Kirkus Reviews QR Code
WALLENBERG by Kati Marton

WALLENBERG

By

Pub Date: April 1st, 1982
Publisher: Random House

As genuinely great a hero as Raoul Wallenberg was, three books about him in less than a year does begin to approach glut. Marton's biography adds no new information or hypothesis as to what became of Wallenberg after the Russians took him from Budapest in January 1945; but, more than either the Bierman or the Werbell and Clarke volumes, it does spaciously dramatize Wallenberg's valor in saving thousands of Jews. Though the style is close to news-documentary (""The Wallenbergs are inextricably entwined with the transformation of Stockholm into a graceful, cosmopolitan city, combining the colors of Central Europe with the architectural elegance of the West""), the portraiture of place--Budapest--is knowledgeable and specific: you have a valuable sense of the streets Wallenberg dashed through on his life-saving missions, a sepulchral feel for the gravesite that the Arrow Cross thugs and Eichmann's SS turned the Danube into--as, again and again, they'd shoot the middle member of a handcuffed trio of Jews so that the others were dragged down and drowned.
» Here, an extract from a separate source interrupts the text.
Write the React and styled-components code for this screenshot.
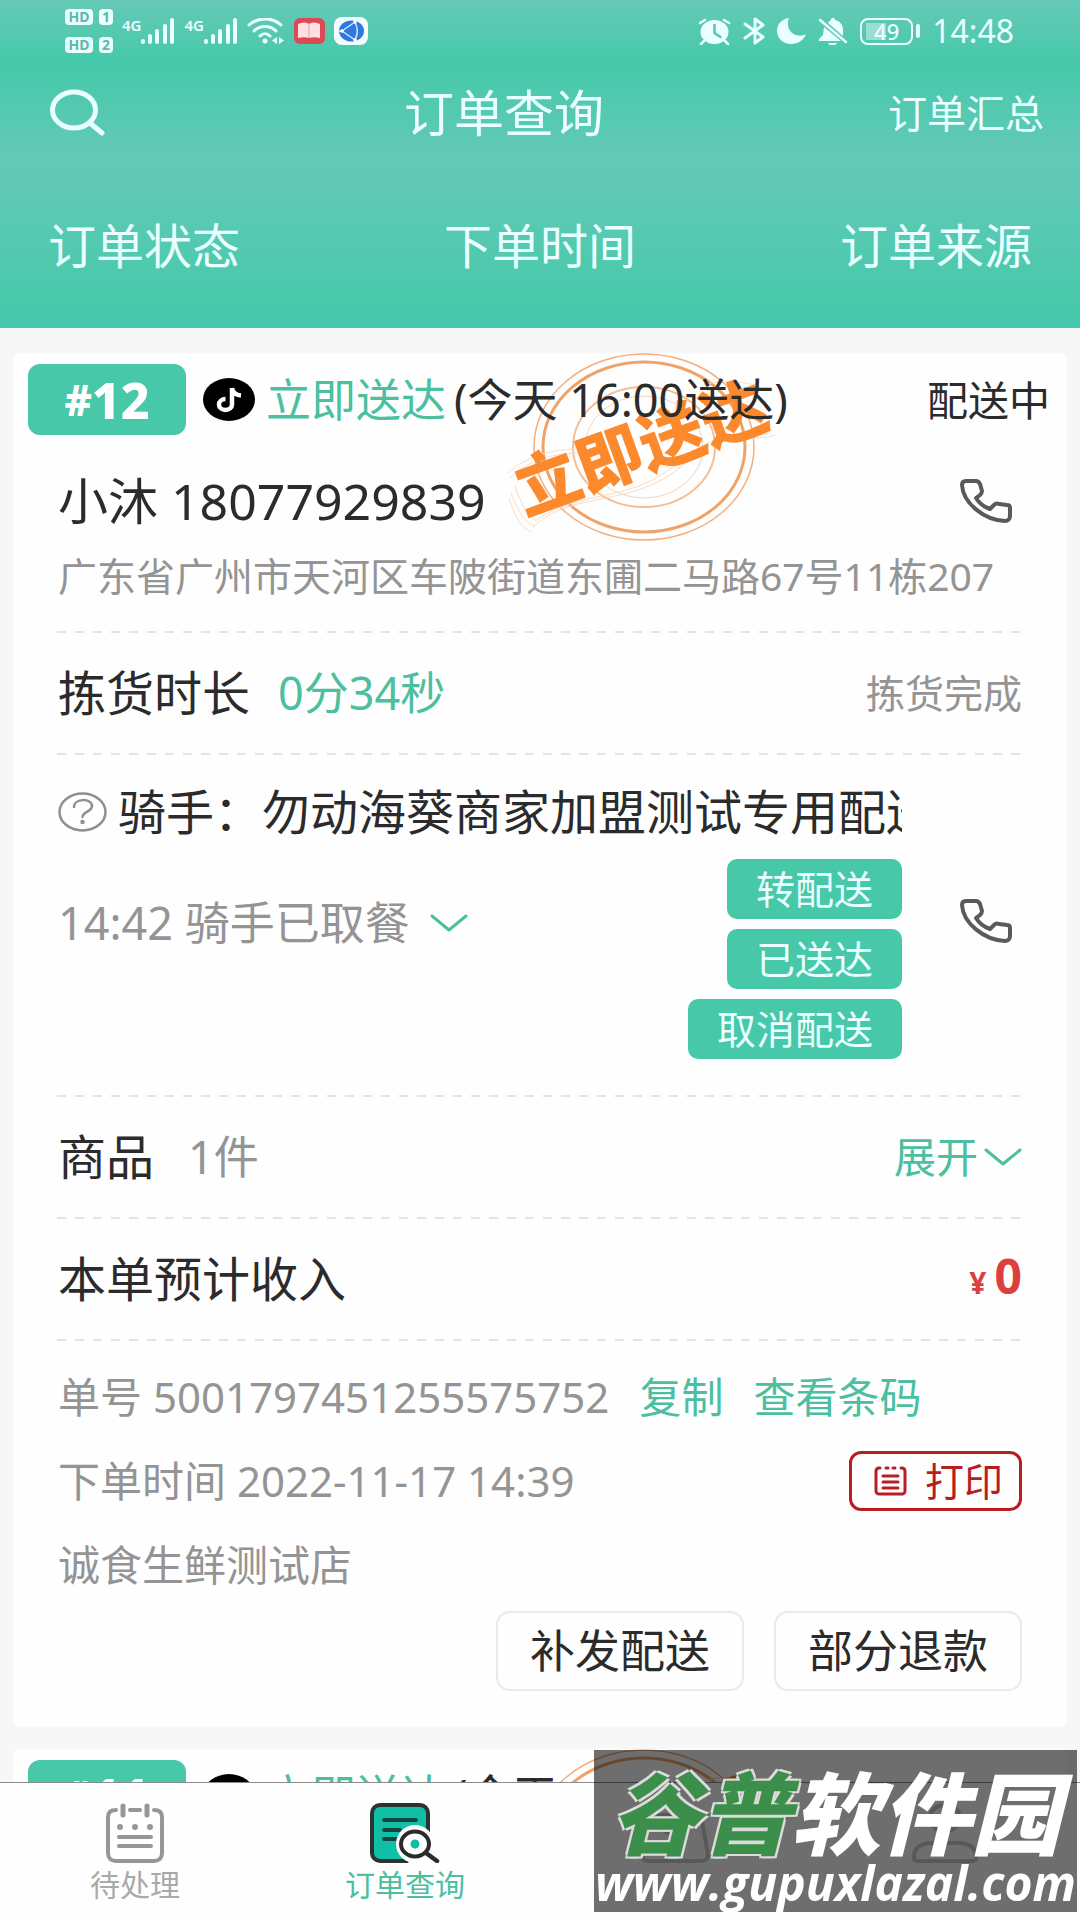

But as to speculation on Wallenberg's subsequent fate, Marten has nothing new to add. The possibility that he was transporting jewelry and cash when the Russians arrested him, raised by Werbell and Clarke, goes unmentioned; and their conclusion that he is now dead is neither endorsed nor refuted. A simple, vivid reconstruction, then, with conceivably a YA appeal.